Restate the full listing word for word and leave the pictures out.

Data lines.
----
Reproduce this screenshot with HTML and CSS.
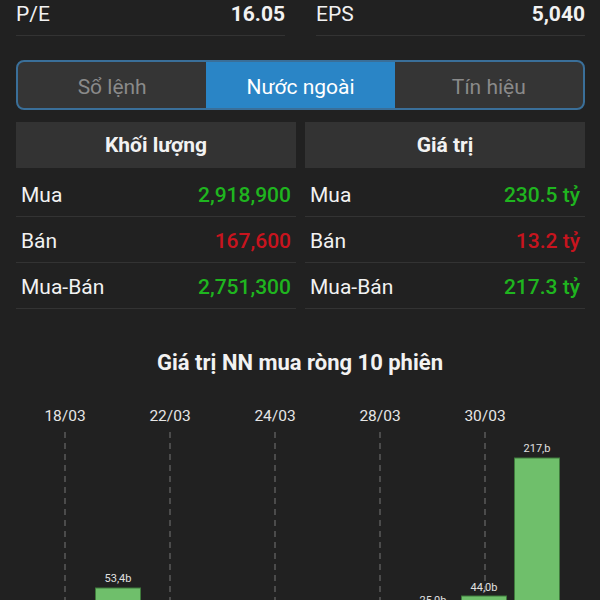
FILE: index.html
```html
<!DOCTYPE html>
<html lang="vi">
<head>
<meta charset="utf-8">
<link rel="stylesheet" href="styles.css">
</head>
<body>
<div class="page">
  <div class="stats">
    <div class="stat"><span class="stat-label">P/E</span><span class="stat-value">16.05</span></div>
    <div class="stat"><span class="stat-label">EPS</span><span class="stat-value">5,040</span></div>
  </div>

  <div class="tabs">
    <div class="tab">Sổ lệnh</div>
    <div class="tab active">Nước ngoài</div>
    <div class="tab">Tín hiệu</div>
  </div>

  <div class="tables">
    <div class="table">
      <div class="thead">Khối lượng</div>
      <div class="row"><span>Mua</span><span class="up">2,918,900</span></div>
      <div class="row"><span>Bán</span><span class="down">167,600</span></div>
      <div class="row"><span>Mua-Bán</span><span class="up">2,751,300</span></div>
    </div>
    <div class="table">
      <div class="thead">Giá trị</div>
      <div class="row"><span>Mua</span><span class="up">230.5 tỷ</span></div>
      <div class="row"><span>Bán</span><span class="down">13.2 tỷ</span></div>
      <div class="row"><span>Mua-Bán</span><span class="up">217.3 tỷ</span></div>
    </div>
  </div>

  <h2 class="chart-title">Giá trị NN mua ròng 10 phiên</h2>

  <svg class="chart" width="600" height="260" viewBox="0 0 600 260">
    <g class="dates">
      <text x="65" y="26">18/03</text>
      <text x="170" y="26">22/03</text>
      <text x="275" y="26">24/03</text>
      <text x="380" y="26">28/03</text>
      <text x="485" y="26">30/03</text>
    </g>
    <g class="grid">
      <line x1="65" y1="37" x2="65" y2="260"/>
      <line x1="170" y1="37" x2="170" y2="260"/>
      <line x1="275" y1="37" x2="275" y2="260"/>
      <line x1="380" y1="37" x2="380" y2="260"/>
      <line x1="485" y1="37" x2="485" y2="260"/>
    </g>
    <g class="bars">
      <rect x="95.5" y="193" width="45" height="60"/>
      <rect x="410.5" y="215.5" width="45" height="40"/>
      <rect x="461.5" y="201" width="45" height="60"/>
      <rect x="514.5" y="63" width="45" height="200"/>
    </g>
    <g class="vals">
      <text x="118" y="187">53,4b</text>
      <text x="433" y="209">25,0b</text>
      <text x="484" y="196">44,0b</text>
      <text x="537" y="57">217,b</text>
    </g>
  </svg>
</div>
</body>
</html>
```

FILE: styles.css
```css
* { box-sizing: border-box; }
html, body {
  margin: 0;
  background: #212121;
  overflow: hidden;
}
body {
  font-family: Roboto, "Noto Sans", sans-serif;
  color: #f2f2f2;
}
.page {
  width: 600px;
  padding: 0 15px 0 16px;
}
.stats {
  display: flex;
  gap: 31px;
}
.stat {
  flex: 1;
  display: flex;
  justify-content: space-between;
  height: 36px;
  padding-top: 2px;
  line-height: 25px;
  font-size: 21px;
  border-bottom: 1px solid #333;
}
.stat-value { font-weight: 700; }

.tabs {
  display: flex;
  margin-top: 24px;
  height: 50px;
  border: 2px solid #3a6f99;
  border-radius: 8px;
  overflow: hidden;
  background: #353535;
}
.tab {
  flex: 1;
  display: flex;
  align-items: center;
  justify-content: center;
  padding-top: 4px;
  font-size: 21px;
  color: #8a8a8a;
}
.tab.active {
  background: #2a85c6;
  color: #fff;
}

.tables {
  display: flex;
  gap: 9px;
  margin-top: 12px;
}
.table { flex: 1; }
.thead {
  height: 46px;
  background: #333;
  display: flex;
  align-items: center;
  justify-content: center;
  font-weight: 700;
  font-size: 21px;
}
.row {
  height: 46px;
  display: flex;
  align-items: center;
  justify-content: space-between;
  padding: 2px 5px 0 5px;
  font-size: 21px;
  border-bottom: 1px solid #333;
}
.table .row:nth-child(2) { height: 49px; padding-top: 5px; }
.up, .down { font-weight: 500; }
.up { color: #1fb51f; }
.down { color: #c8141e; }

.chart-title {
  margin: 41px 0 0 -16px;
  width: 600px;
  text-align: center;
  font-size: 22px;
  font-weight: 700;
  line-height: 26px;
}
.chart {
  display: block;
  margin: 19px 0 0 -16px;
}
.dates text {
  font-family: Roboto, sans-serif;
  font-size: 15.5px;
  fill: #e6e6e6;
  text-anchor: middle;
}
.grid line {
  stroke: #777;
  stroke-width: 1;
  stroke-dasharray: 6 5;
}
.bars rect {
  fill: #6fbf6b;
  stroke: #3f7a3c;
  stroke-width: 1;
}
.vals text {
  font-family: Roboto, sans-serif;
  font-size: 11px;
  fill: #e0e0e0;
  text-anchor: middle;
}
```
----
Result of the task.
Reproduce this screenshot with HTML and CSS.
FILE: index.html
```html
<!DOCTYPE html>
<html lang="vi">
<head>
<meta charset="utf-8">
<link rel="stylesheet" href="styles.css">
</head>
<body>
<div class="page">
  <div class="stats">
    <div class="stat"><span class="stat-label">P/E</span><span class="stat-value">16.05</span></div>
    <div class="stat"><span class="stat-label">EPS</span><span class="stat-value">5,040</span></div>
  </div>

  <div class="tabs">
    <div class="tab">Sổ lệnh</div>
    <div class="tab active">Nước ngoài</div>
    <div class="tab">Tín hiệu</div>
  </div>

  <div class="tables">
    <div class="table">
      <div class="thead">Khối lượng</div>
      <div class="row"><span>Mua</span><span class="up">2,918,900</span></div>
      <div class="row"><span>Bán</span><span class="down">167,600</span></div>
      <div class="row"><span>Mua-Bán</span><span class="up">2,751,300</span></div>
    </div>
    <div class="table">
      <div class="thead">Giá trị</div>
      <div class="row"><span>Mua</span><span class="up">230.5 tỷ</span></div>
      <div class="row"><span>Bán</span><span class="down">13.2 tỷ</span></div>
      <div class="row"><span>Mua-Bán</span><span class="up">217.3 tỷ</span></div>
    </div>
  </div>

  <h2 class="chart-title">Giá trị NN mua ròng 10 phiên</h2>

  <svg class="chart" width="600" height="260" viewBox="0 0 600 260">
    <g class="dates">
      <text x="65" y="26">18/03</text>
      <text x="170" y="26">22/03</text>
      <text x="275" y="26">24/03</text>
      <text x="380" y="26">28/03</text>
      <text x="485" y="26">30/03</text>
    </g>
    <g class="grid">
      <line x1="65" y1="37" x2="65" y2="260"/>
      <line x1="170" y1="37" x2="170" y2="260"/>
      <line x1="275" y1="37" x2="275" y2="260"/>
      <line x1="380" y1="37" x2="380" y2="260"/>
      <line x1="485" y1="37" x2="485" y2="260"/>
    </g>
    <g class="bars">
      <rect x="95.5" y="193" width="45" height="60"/>
      <rect x="410.5" y="215.5" width="45" height="40"/>
      <rect x="461.5" y="201" width="45" height="60"/>
      <rect x="514.5" y="63" width="45" height="200"/>
    </g>
    <g class="vals">
      <text x="118" y="187">53,4b</text>
      <text x="433" y="209">25,0b</text>
      <text x="484" y="196">44,0b</text>
      <text x="537" y="57">217,b</text>
    </g>
  </svg>
</div>
</body>
</html>
```

FILE: styles.css
```css
* { box-sizing: border-box; }
html, body {
  margin: 0;
  background: #212121;
  overflow: hidden;
}
body {
  font-family: Roboto, "Noto Sans", sans-serif;
  color: #f2f2f2;
}
.page {
  width: 600px;
  padding: 0 15px 0 16px;
}
.stats {
  display: flex;
  gap: 31px;
}
.stat {
  flex: 1;
  display: flex;
  justify-content: space-between;
  height: 36px;
  padding-top: 2px;
  line-height: 25px;
  font-size: 21px;
  border-bottom: 1px solid #333;
}
.stat-value { font-weight: 700; }

.tabs {
  display: flex;
  margin-top: 24px;
  height: 50px;
  border: 2px solid #3a6f99;
  border-radius: 8px;
  overflow: hidden;
  background: #353535;
}
.tab {
  flex: 1;
  display: flex;
  align-items: center;
  justify-content: center;
  padding-top: 4px;
  font-size: 21px;
  color: #8a8a8a;
}
.tab.active {
  background: #2a85c6;
  color: #fff;
}

.tables {
  display: flex;
  gap: 9px;
  margin-top: 12px;
}
.table { flex: 1; }
.thead {
  height: 46px;
  background: #333;
  display: flex;
  align-items: center;
  justify-content: center;
  font-weight: 700;
  font-size: 21px;
}
.row {
  height: 46px;
  display: flex;
  align-items: center;
  justify-content: space-between;
  padding: 2px 5px 0 5px;
  font-size: 21px;
  border-bottom: 1px solid #333;
}
.table .row:nth-child(2) { height: 49px; padding-top: 5px; }
.up, .down { font-weight: 500; }
.up { color: #1fb51f; }
.down { color: #c8141e; }

.chart-title {
  margin: 41px 0 0 -16px;
  width: 600px;
  text-align: center;
  font-size: 22px;
  font-weight: 700;
  line-height: 26px;
}
.chart {
  display: block;
  margin: 19px 0 0 -16px;
}
.dates text {
  font-family: Roboto, sans-serif;
  font-size: 15.5px;
  fill: #e6e6e6;
  text-anchor: middle;
}
.grid line {
  stroke: #777;
  stroke-width: 1;
  stroke-dasharray: 6 5;
}
.bars rect {
  fill: #6fbf6b;
  stroke: #3f7a3c;
  stroke-width: 1;
}
.vals text {
  font-family: Roboto, sans-serif;
  font-size: 11px;
  fill: #e0e0e0;
  text-anchor: middle;
}
```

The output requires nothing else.